«ТОЛСТАЯ ТЕТРАДЬ»

«ТОЛСТАЯ ТЕТРАДЬ»

Константин Комаров

Константин Комаров

Русский поэт, литературовед, литературный критик

Агота Кристоф «Толстая тетрадь» / Пер. А.Ю. Беляка. – ИГ Лениздат, 2013 (Серия: Лениздат-классика).

Трилогию швейцарской писательницы венгерского происхождения Аготы Кристоф «Толстая тетрадь» (1986) характеризуют как «стилизованный под детский дневник постницшеанский кошмар». Но собственно ницшеанского тут не очень много, скорее уж – кафкианское. Душной атмосферой романов Кафки пронизана, буквально, каждая страница, но при этом прямолинейного эпигонства Кристоф (в отличие от многих и многих) удаётся избегнуть.

Кристоф любопытным образом экспериментирует с почтенным жанром «романа взросления», как бы выворачивает его наизнанку. В основе книги – дневник, написанный братьями близнецами – Клаусом и Лукасом и описывающий, какие серьёзные физические и психологические испытания им пришлось преодолеть на путях формирования личности в жестоких обстоятельствах перманентной войны. По ходу повествования персонажи, то сливаются в один, то разделяются, к финалу сюрреалистическая дымка становится всё плотней, и читатель так и остаётся в недоумении и на предмет количества героев и даже на предмет самого их существования. Всё здесь зыбко, текуче, ускользающе.

Набор антиутопических стандартов, к которому прибегает автор вполне узнаваем, но эффекта она достигает не столько благодаря описаниям жестокостей, смертей, моральных пыток, сколько благодаря тому, что нащупывает (используя поэтику констатации, безэмоциональной фиксации происходящего, нарочито стёртый язык, техники «нулевого письма») какой-то корневой, кардинальный излом, проявляющийся на социальном, коммуникативном, психологическом уровнях, но по сути являющийся метафизическим, бытийным, общечеловеческим.

Художественное изучение этого излома провоцирует Кристоф на создание психологически достоверного ощущения замкнутости, беспросветности, которое, как ядовитый раствор, пропитывает этот текст.
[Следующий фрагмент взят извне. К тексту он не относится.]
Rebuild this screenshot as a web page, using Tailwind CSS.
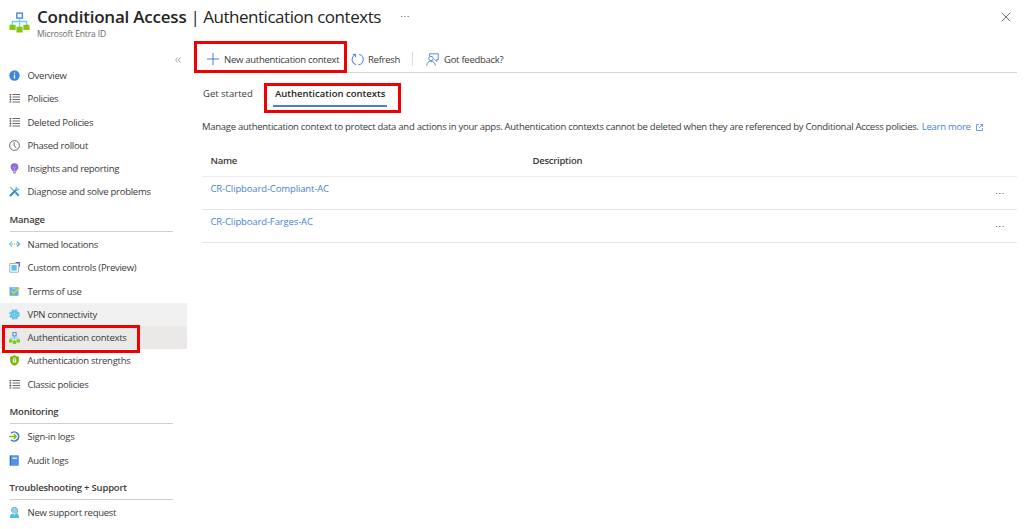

Убедительнее всего концентрация этой страшной в обыденности своих координат безвыходности дана в первой части, собственно и названной «Толстая тетрадь». Во второй и третьей происходит некоторое размывание этого экзистенциального конденсата, нарастание стилевой инерции, хотя и эту инерционность можно при желании эстетически оправдать.

Про «Толстую тетрадь» не скажешь знаменитыми словами Льва Толстого о Леониде Андрееве: «Он пугает, а мне не страшно». Страшно. Хотя ничего такого уж шокового и потрясающего воображение в книге не происходит. Читать её страшно, потому что страшно вообще жить.

Можно согласиться с вынесенным на форзац книги отрывком из рецензии одного французского критика: «великолепный роман о разлуке, выдёргивании с корнем, об утрате идентичности и разбитых судьбах в тоталитарной среде». Только «великолепный» я бы заменил на «добротный», а «тоталитарную среду» на любую среду. Мне кажется, в первую очередь, это роман об азарте выживания и постепенной утрате этого азарта. Бесконечно выживать утомительно, а жизнь так и не начинается и, судя по общему пафосу Кристоф, не начнётся. И от этой хлюпающей пропасти «неначинания» жизни не спасает даже творчество, пытающееся эту жизнь как-то завести, начать уже, в конце концов. Помнится, в писательстве от подступающей экзистенциальной «тошноты» укрылся-таки сартровский Рокантен. Но Кристоф и этого спасения не даёт. И это очень здорово отрезвляет и освобождает от множества мертворожденных шаблонов и иллюзий. Приступая к чтению этой книги, все розовые очки лучше предусмотрительно выбросить на помойку.

О «Толстой тетради» говорят, как о «самой безжалостной книге минувшего столетия», аллегорически суммирующей его страшный опыт подавления личности. Характеристика, может быть, преувеличенная, но отнюдь не безосновательная.


Агота Кристоф «Толстая тетрадь» / Пер. А.Ю. Беляка. – ИГ Лениздат, 2013 (Серия: Лениздат-классика).